With his shaggy, curly hair, a toothy grin and sentences punctuated by hearty laughs, Ernst Loosen, 55, is one eccentric personality. He once dreamt of being an archaelogist. Having grown up in Mosel, he was fascinated by the Roman ruins in the region: an interest which led him to study archaeology. "Then I realised I could never get a job as an archaeologist in Germany." recalls the German. "There were just too few opportunities."

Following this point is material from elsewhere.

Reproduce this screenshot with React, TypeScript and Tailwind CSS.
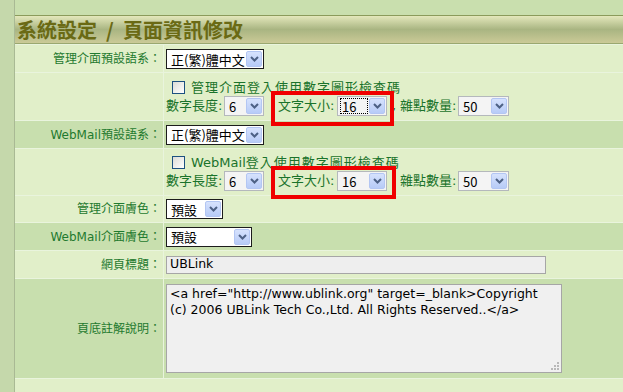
import React from 'react';

const LABEL = "font-['DejaVu_Sans','Noto_Sans_CJK_TC',sans-serif] text-[12px] text-[#1f7a2f]";
const VALUE = "font-['DejaVu_Sans','Noto_Sans_CJK_TC',sans-serif] text-[13px] text-[#1a732b]";

function Chevron() {
    return (
        <svg width="9" height="6" viewBox="0 0 9 6">
            <path d="M1 1l3.5 3.5L8 1" fill="none" stroke="#4d6185" strokeWidth="2" />
        </svg>
    );
}

function Select({ value, width, gray, focus }: { value: string; width: string; gray?: boolean; focus?: boolean }) {
    return (
        <div
            className={`flex h-[20px] shrink-0 items-center ${width} border ${gray ? 'border-[#b4b8bc] bg-[#f4f4f4]' : 'border-[#1c1c1c] bg-white'} font-['Noto_Sans_CJK_TC','DejaVu_Sans',sans-serif] text-[13px] text-black`}
        >
            <div className="flex h-full min-w-0 flex-1 items-center pl-[2px]">
                <span className={`flex h-[16px] flex-1 items-center whitespace-nowrap pl-[1px] leading-none ${focus ? 'border border-dotted border-black' : 'border border-transparent'}`}>
                    {value}
                </span>
            </div>
            <div className="m-[1px] flex h-[16px] w-[16px] shrink-0 items-center justify-center rounded-[2px] border border-[#b3c6f3] bg-gradient-to-b from-[#d6e2fd] to-[#b7cbf7]">
                <Chevron />
            </div>
        </div>
    );
}

function Checkbox() {
    return <span className="inline-block h-[13px] w-[13px] shrink-0 border border-[#1c5180] bg-gradient-to-br from-[#dcdcd7] to-white" />;
}

function Row({ label, dark, h, children }: { label?: string; dark?: boolean; h: string; children?: React.ReactNode }) {
    return (
        <div className={`flex ${h} border-t border-[#e9f4dd] ${dark ? 'bg-[#c8dfae]' : 'bg-[#e1efc9]'}`}>
            <div className={`flex w-[149px] shrink-0 items-center justify-end border-r border-[#e9f4dd] pr-[2px] ${LABEL}`}>
                {label}
            </div>
            <div className="flex-1 pl-[2px]">{children}</div>
        </div>
    );
}

function CaptchaGroup({ prefix, text, box }: { prefix?: string; text: string; box: string }) {
    return (
        <div className={VALUE}>
            <div className="flex h-[17px] items-center pl-[6px]">
                <Checkbox />
                <span className="ml-[6px] leading-none">
                    {prefix && <span className="tracking-normal">{prefix}</span>}
                    <span className="tracking-[1px]">{text}</span>
                </span>
            </div>
            <div className="flex h-[20px] items-center">
                <span className="w-[58px]">數字長度:</span>
                <Select value="6" width="w-[40px]" gray />
                <div className="relative ml-[14px] flex items-center">
                    <span className="w-[59px]">文字大小:</span>
                    <Select value="16" width="w-[50px]" gray focus={box === 'a'} />
                    <span
                        className={`absolute border-[4px] border-[#f00000] ${box === 'a' ? '-left-[7px] -right-[7px] -top-[5px] -bottom-[10px]' : '-left-[7px] -right-[9px] -top-[5px] -bottom-[8px]'}`}
                    />
                </div>
                <span className="ml-[5px] w-[8px]">,</span>
                <span className="w-[58px]">雜點數量:</span>
                <Select value="50" width="w-[51px]" gray />
            </div>
        </div>
    );
}

export default function App() {
    return (
        <div className="flex h-[392px] w-[623px] overflow-hidden bg-[#c9dfae]">
            <div className="w-[15px] shrink-0 border-r border-[#a9b994] bg-[#c5d8ab]" />
            <div className="flex flex-1 flex-col">
                <div className="h-[15px] shrink-0" />
                {/* title bar */}
                <div className="flex h-[29px] shrink-0 items-center border-t border-b border-t-[#8b9b5c] border-b-[#9aa870] bg-gradient-to-b from-[#e4e8bc] via-[#a9b582] to-[#cbca97] pl-[2px]">
                    <span className="whitespace-pre font-['Noto_Sans_CJK_TC',sans-serif] text-[20px] font-bold leading-none text-[#6a6a14]">
                        系統設定{'  /  '}頁面資訊修改
                    </span>
                </div>

                <Row label="管理介面預設語系：" h="h-[28px]">
                    <div className="flex h-full items-center pt-[1px]">
                        <Select value="正(繁)體中文" width="w-[98px]" />
                    </div>
                </Row>
                <Row h="h-[48px]">
                    <div className="pt-[6px]">
                        <CaptchaGroup text="管理介面登入使用數字圖形檢查碼" box="a" />
                    </div>
                </Row>
                <Row label="WebMail預設語系：" dark h="h-[28px]">
                    <div className="flex h-full items-center">
                        <Select value="正(繁)體中文" width="w-[98px]" />
                    </div>
                </Row>
                <Row h="h-[47px]">
                    <div className="pt-[5px]">
                        <CaptchaGroup prefix="WebMail" text="登入使用數字圖形檢查碼" box="b" />
                    </div>
                </Row>
                <Row label="管理介面膚色：" h="h-[27px]">
                    <div className="flex h-full items-center">
                        <Select value="預設" width="w-[57px]" />
                    </div>
                </Row>
                <Row label="WebMail介面膚色：" dark h="h-[28px]">
                    <div className="flex h-full items-center">
                        <Select value="預設" width="w-[86px]" />
                    </div>
                </Row>
                <Row label="網頁標題：" h="h-[28px]">
                    <div className="flex h-full items-center">
                        <div className="flex h-[18px] w-[380px] items-center border border-[#a6a6a6] bg-[#eeeeee] pl-[3px] font-['DejaVu_Sans',sans-serif] text-[12.5px] text-black">
                            UBLink
                        </div>
                    </div>
                </Row>
                <Row label="頁底註解說明：" dark h="h-[100px]">
                    <div className="flex h-full items-center">
                        <div className="relative h-[89px] w-[396px] border border-[#a6a6a6] bg-[#f0f0f0] px-[3px] pt-[1px] font-['DejaVu_Sans',sans-serif] text-[12.5px] leading-[16px] text-black">
                            &lt;a href="http://www.ublink.org" target=_blank&gt;Copyright
                            <br />
                            (c) 2006 UBLink Tech Co.,Ltd. All Rights Reserved..&lt;/a&gt;
                            <svg className="absolute bottom-[1px] right-[1px]" width="10" height="10" viewBox="0 0 10 10">
                                <g fill="#b8b8b8">
                                    <rect x="7" y="1" width="2" height="2" />
                                    <rect x="4" y="4" width="2" height="2" />
                                    <rect x="7" y="4" width="2" height="2" />
                                    <rect x="1" y="7" width="2" height="2" />
                                    <rect x="4" y="7" width="2" height="2" />
                                    <rect x="7" y="7" width="2" height="2" />
                                </g>
                            </svg>
                        </div>
                    </div>
                </Row>
                <div className="flex-1 border-t border-[#e9f4dd] bg-[#e1efc9]" />
            </div>
        </div>
    );
}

Fortunately for Ernst, he had wines to fall back on. In 1988, Ernst took over the family wine estate in Mosel, but not before completing studies at the Geisenheim Grape Breeding Institute. Hitherto, the estate was a peripheral business for his grandfather and father: the men had other main sources of income—the former was a director of an industrial plant, while the latter was a lawyer—and thus left much of the running of the winery to a team of vintners. Ernst, however, had full control when he came onboard.

PRECIOUS HEIRLOOM

Ernst gave up archaeology but he found his treasure in the vineyards he took over: rare 100-year-old ungrafted vines; plants that still had their original rootstocks. (When phylloxera wrecked Europe’s vineyards in the late 19th century, many vignerons starting grafting American rootstocks, which were resistant to the pest, onto their vitis vinifera or native European vines.) Phylloxera can’t live in the Mosel’s stony and rocky well-drained soils, making the region a paradise for wine buffs who think that pre-phylloxera or ungrafted vines offer the purest representation of terroir.

Yet, had Ernst’s grandfather and father not been “tight-fisted” in the 60s and 70s, he would have ended up with very different plots. In those days, many German estates were spending money to replant their old vines with new ones to encourage higher yields (older plants, while offering more complex and nuanced flavours, produce lower yields), but the Loosens did not jump onto the bandwagon, opting to keep their purse strings closed. “The school of thought back then was to have quantity over quality. In the 70s, consumers were not that educated [about wines] yet,” he says. “Wine was just something to accompany food—there weren’t ideas for making a great vino.” Even after he took over Dr. Loosen, the naysayers were convincing him to replant, but Ernst stuck to his beliefs.